GIVEN TASK: Print the lines from the one that contains "What React, TypeScript" to the one that contains "const sizes = ['M', 'L', 'XL'];", inclusive, exactly as they appear, and please drop any pictures.

PROVIDED RECORDS:
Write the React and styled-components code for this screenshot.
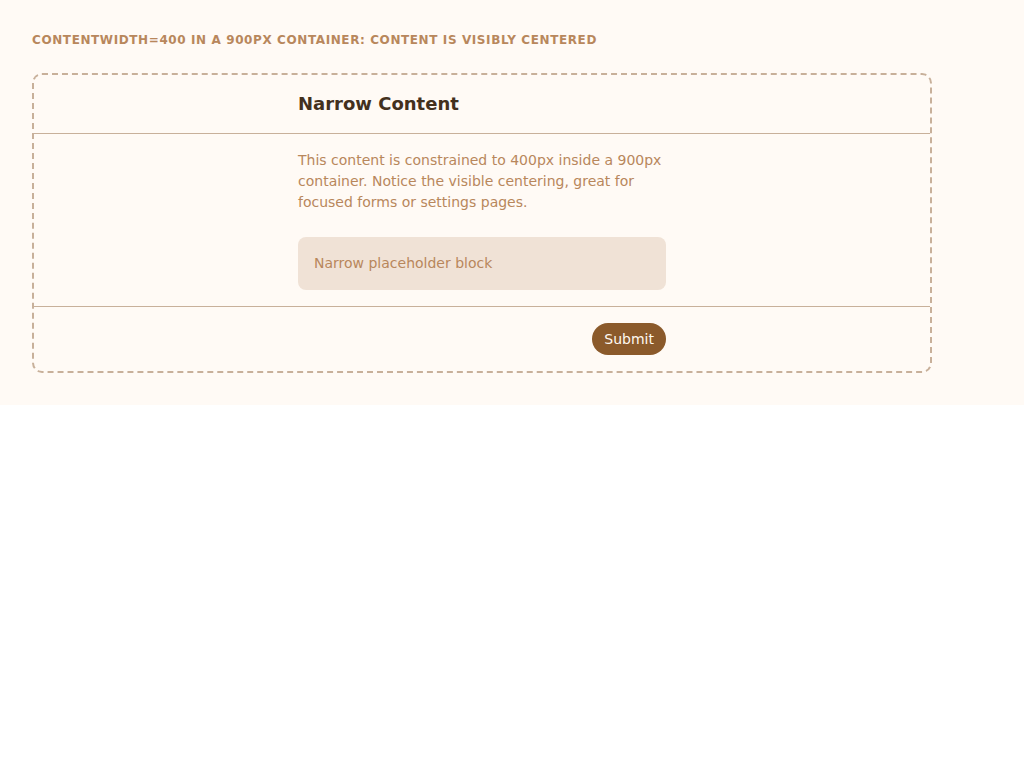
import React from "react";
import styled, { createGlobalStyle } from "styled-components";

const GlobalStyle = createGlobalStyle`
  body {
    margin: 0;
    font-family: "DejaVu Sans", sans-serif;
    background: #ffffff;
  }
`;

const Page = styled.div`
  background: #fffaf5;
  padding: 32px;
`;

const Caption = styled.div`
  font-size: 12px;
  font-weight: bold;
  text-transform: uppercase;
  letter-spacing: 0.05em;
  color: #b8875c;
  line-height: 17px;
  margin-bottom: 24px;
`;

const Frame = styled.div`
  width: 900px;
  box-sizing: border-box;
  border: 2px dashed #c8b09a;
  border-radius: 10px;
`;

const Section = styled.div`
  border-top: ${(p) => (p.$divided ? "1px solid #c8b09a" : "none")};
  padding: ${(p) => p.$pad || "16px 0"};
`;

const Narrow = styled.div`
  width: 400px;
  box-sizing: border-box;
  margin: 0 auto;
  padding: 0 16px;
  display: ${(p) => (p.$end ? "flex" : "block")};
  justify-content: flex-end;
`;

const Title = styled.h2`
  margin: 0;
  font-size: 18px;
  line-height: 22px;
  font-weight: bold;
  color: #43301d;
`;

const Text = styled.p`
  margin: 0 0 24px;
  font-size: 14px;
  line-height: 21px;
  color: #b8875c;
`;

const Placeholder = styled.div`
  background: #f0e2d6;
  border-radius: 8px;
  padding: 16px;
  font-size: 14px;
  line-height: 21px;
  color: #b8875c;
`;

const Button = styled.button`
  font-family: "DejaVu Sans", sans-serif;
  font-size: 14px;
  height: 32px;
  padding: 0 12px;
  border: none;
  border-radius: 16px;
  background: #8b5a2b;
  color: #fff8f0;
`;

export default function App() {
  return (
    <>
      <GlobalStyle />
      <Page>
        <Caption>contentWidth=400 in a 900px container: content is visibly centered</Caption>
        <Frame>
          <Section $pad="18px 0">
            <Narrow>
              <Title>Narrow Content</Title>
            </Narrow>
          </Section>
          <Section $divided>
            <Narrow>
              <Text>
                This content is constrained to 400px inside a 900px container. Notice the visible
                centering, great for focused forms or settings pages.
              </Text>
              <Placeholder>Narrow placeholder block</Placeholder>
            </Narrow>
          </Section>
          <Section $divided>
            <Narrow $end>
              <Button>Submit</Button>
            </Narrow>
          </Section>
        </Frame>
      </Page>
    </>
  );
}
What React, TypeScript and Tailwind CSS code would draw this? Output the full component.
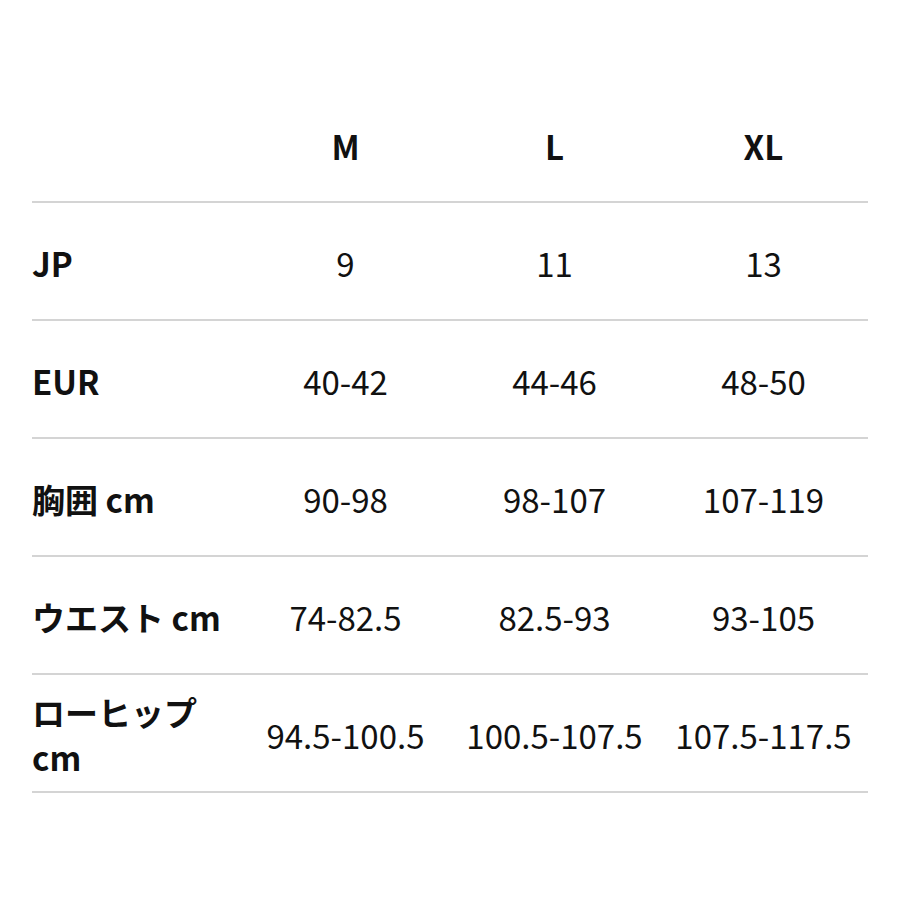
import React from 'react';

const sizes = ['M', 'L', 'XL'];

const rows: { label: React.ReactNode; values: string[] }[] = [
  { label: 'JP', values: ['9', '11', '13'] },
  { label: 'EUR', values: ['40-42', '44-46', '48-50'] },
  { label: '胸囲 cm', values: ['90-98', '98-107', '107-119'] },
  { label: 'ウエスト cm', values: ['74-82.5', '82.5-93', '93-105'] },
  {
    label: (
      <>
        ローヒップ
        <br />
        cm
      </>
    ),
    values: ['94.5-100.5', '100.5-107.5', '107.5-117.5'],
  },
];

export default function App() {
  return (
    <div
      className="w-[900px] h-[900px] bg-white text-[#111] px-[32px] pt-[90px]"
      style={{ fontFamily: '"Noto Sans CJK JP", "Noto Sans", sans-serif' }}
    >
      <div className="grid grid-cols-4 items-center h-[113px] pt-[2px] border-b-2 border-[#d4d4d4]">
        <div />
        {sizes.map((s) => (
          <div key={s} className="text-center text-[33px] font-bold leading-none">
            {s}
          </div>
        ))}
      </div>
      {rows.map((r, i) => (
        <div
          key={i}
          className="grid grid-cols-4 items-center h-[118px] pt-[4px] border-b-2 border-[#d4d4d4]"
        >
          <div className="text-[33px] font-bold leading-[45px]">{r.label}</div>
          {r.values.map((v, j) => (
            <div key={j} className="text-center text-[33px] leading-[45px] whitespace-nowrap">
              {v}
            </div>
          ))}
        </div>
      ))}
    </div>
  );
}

TASK SOLUTION:
What React, TypeScript and Tailwind CSS code would draw this? Output the full component.
import React from 'react';

const sizes = ['M', 'L', 'XL'];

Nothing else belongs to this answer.